Sudden cardiac arrest (SCA) can strike individuals of any age at any time. In fact, SCA is one of the leading causes of death, resulting in more than 250,000 deaths/year in the United States. That's one every two minutes. Even a seemingly healthy person can suffer a cardiac arrest without warning. According to the American Heart Association, as many as 50% of SCA victims have no prior indication of heart disease. Their first symptom is cardiac arrest!
SCA causes death due to an abrupt loss of heart function. When SCA occurs, most victims have an abnormal heart rhythm called ventricular fibrillation (VF). When the heart is in this state, it cannot beat in a coordinated effort and blood does not circulate.
Ventricular fibrillation is a treatable rhythm. The cure is immediate treatment with a defibrillator, a device that shocks the heart out of the fatal rhythm and allows normal function to resume. The success of the treatment is highly time-dependent, as the chance of survival for victims of SCA declines by 10% for each minute that passes without defibrillation. Thus, if an individual suffers SCA and does not receive defibrillation within 10 minutes, the probability of survival is almost zero.
Currently, 5 to 7% of SCA victims survive nationwide.
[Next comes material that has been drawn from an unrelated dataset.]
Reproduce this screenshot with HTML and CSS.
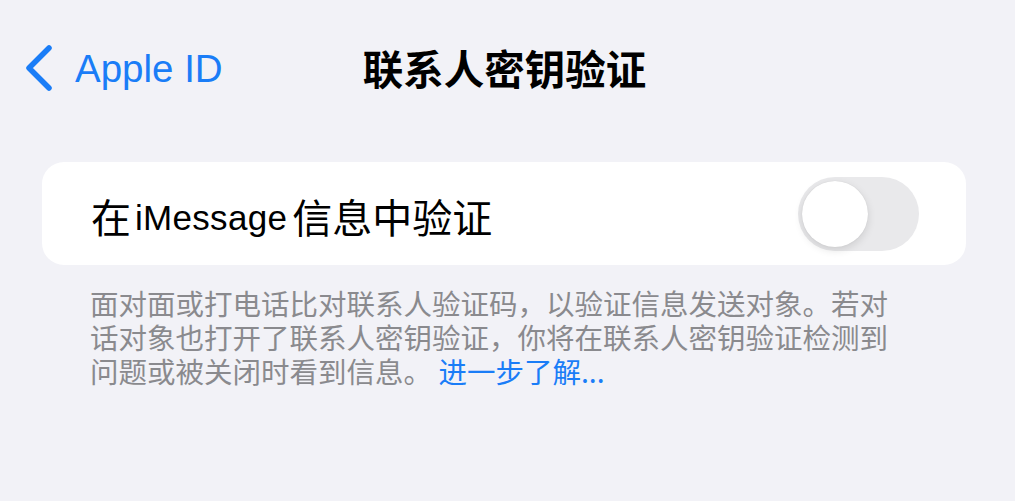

Research has shown that four actions can increase the chance of survival. These actions are known as the Chain of Survival. The four links in the chain are: Early Access, Early CPR, Early Defibrillation and Early Advanced Care. The Wake County EMS System, in cooperation with the American Heart Association, local hospitals, and individuals from the community, are working to strengthen all four links in the chain of survival.